• _Dataset content_
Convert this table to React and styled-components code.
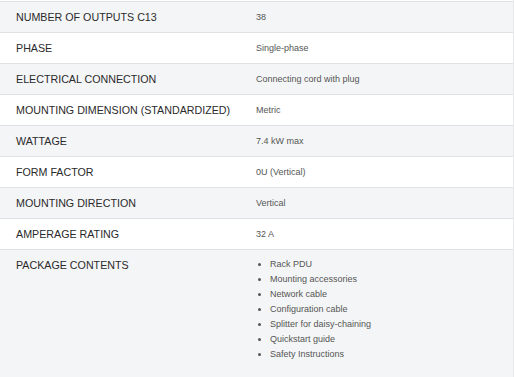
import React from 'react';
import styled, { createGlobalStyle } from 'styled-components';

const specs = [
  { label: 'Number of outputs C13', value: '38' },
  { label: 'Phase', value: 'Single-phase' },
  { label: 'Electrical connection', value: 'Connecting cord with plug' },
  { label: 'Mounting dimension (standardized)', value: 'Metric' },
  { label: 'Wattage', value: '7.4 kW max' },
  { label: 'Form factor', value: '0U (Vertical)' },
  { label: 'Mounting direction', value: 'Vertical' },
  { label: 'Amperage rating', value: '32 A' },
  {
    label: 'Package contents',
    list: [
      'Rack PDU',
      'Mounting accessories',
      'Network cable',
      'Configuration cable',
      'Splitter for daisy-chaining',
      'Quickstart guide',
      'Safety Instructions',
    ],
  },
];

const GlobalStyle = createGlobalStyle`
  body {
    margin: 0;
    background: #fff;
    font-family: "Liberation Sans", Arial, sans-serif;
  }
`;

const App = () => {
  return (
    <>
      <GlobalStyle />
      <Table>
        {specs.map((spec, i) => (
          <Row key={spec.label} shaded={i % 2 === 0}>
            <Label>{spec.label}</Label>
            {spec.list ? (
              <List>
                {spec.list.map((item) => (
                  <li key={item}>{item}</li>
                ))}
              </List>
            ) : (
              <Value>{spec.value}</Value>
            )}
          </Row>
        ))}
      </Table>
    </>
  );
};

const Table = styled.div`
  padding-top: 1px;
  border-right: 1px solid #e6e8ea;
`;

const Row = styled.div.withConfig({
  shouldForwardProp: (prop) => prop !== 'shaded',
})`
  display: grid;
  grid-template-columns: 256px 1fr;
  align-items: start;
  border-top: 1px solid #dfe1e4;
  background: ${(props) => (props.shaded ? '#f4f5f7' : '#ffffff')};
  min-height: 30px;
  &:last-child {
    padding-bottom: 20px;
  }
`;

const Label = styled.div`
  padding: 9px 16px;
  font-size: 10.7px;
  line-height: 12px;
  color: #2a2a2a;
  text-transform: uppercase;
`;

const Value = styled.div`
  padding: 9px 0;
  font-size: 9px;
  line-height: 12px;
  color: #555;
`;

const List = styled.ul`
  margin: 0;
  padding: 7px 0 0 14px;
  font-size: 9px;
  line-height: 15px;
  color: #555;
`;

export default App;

• _Prompt_
Set down the material above as is, without any pictures.

• _Response_
Convert this table to React and styled-components code.
import React from 'react';
import styled, { createGlobalStyle } from 'styled-components';

const specs = [
  { label: 'Number of outputs C13', value: '38' },
  { label: 'Phase', value: 'Single-phase' },
  { label: 'Electrical connection', value: 'Connecting cord with plug' },
  { label: 'Mounting dimension (standardized)', value: 'Metric' },
  { label: 'Wattage', value: '7.4 kW max' },
  { label: 'Form factor', value: '0U (Vertical)' },
  { label: 'Mounting direction', value: 'Vertical' },
  { label: 'Amperage rating', value: '32 A' },
  {
    label: 'Package contents',
    list: [
      'Rack PDU',
      'Mounting accessories',
      'Network cable',
      'Configuration cable',
      'Splitter for daisy-chaining',
      'Quickstart guide',
      'Safety Instructions',
    ],
  },
];

const GlobalStyle = createGlobalStyle`
  body {
    margin: 0;
    background: #fff;
    font-family: "Liberation Sans", Arial, sans-serif;
  }
`;

const App = () => {
  return (
    <>
      <GlobalStyle />
      <Table>
        {specs.map((spec, i) => (
          <Row key={spec.label} shaded={i % 2 === 0}>
            <Label>{spec.label}</Label>
            {spec.list ? (
              <List>
                {spec.list.map((item) => (
                  <li key={item}>{item}</li>
                ))}
              </List>
            ) : (
              <Value>{spec.value}</Value>
            )}
          </Row>
        ))}
      </Table>
    </>
  );
};

const Table = styled.div`
  padding-top: 1px;
  border-right: 1px solid #e6e8ea;
`;

const Row = styled.div.withConfig({
  shouldForwardProp: (prop) => prop !== 'shaded',
})`
  display: grid;
  grid-template-columns: 256px 1fr;
  align-items: start;
  border-top: 1px solid #dfe1e4;
  background: ${(props) => (props.shaded ? '#f4f5f7' : '#ffffff')};
  min-height: 30px;
  &:last-child {
    padding-bottom: 20px;
  }
`;

const Label = styled.div`
  padding: 9px 16px;
  font-size: 10.7px;
  line-height: 12px;
  color: #2a2a2a;
  text-transform: uppercase;
`;

const Value = styled.div`
  padding: 9px 0;
  font-size: 9px;
  line-height: 12px;
  color: #555;
`;

const List = styled.ul`
  margin: 0;
  padding: 7px 0 0 14px;
  font-size: 9px;
  line-height: 15px;
  color: #555;
`;

export default App;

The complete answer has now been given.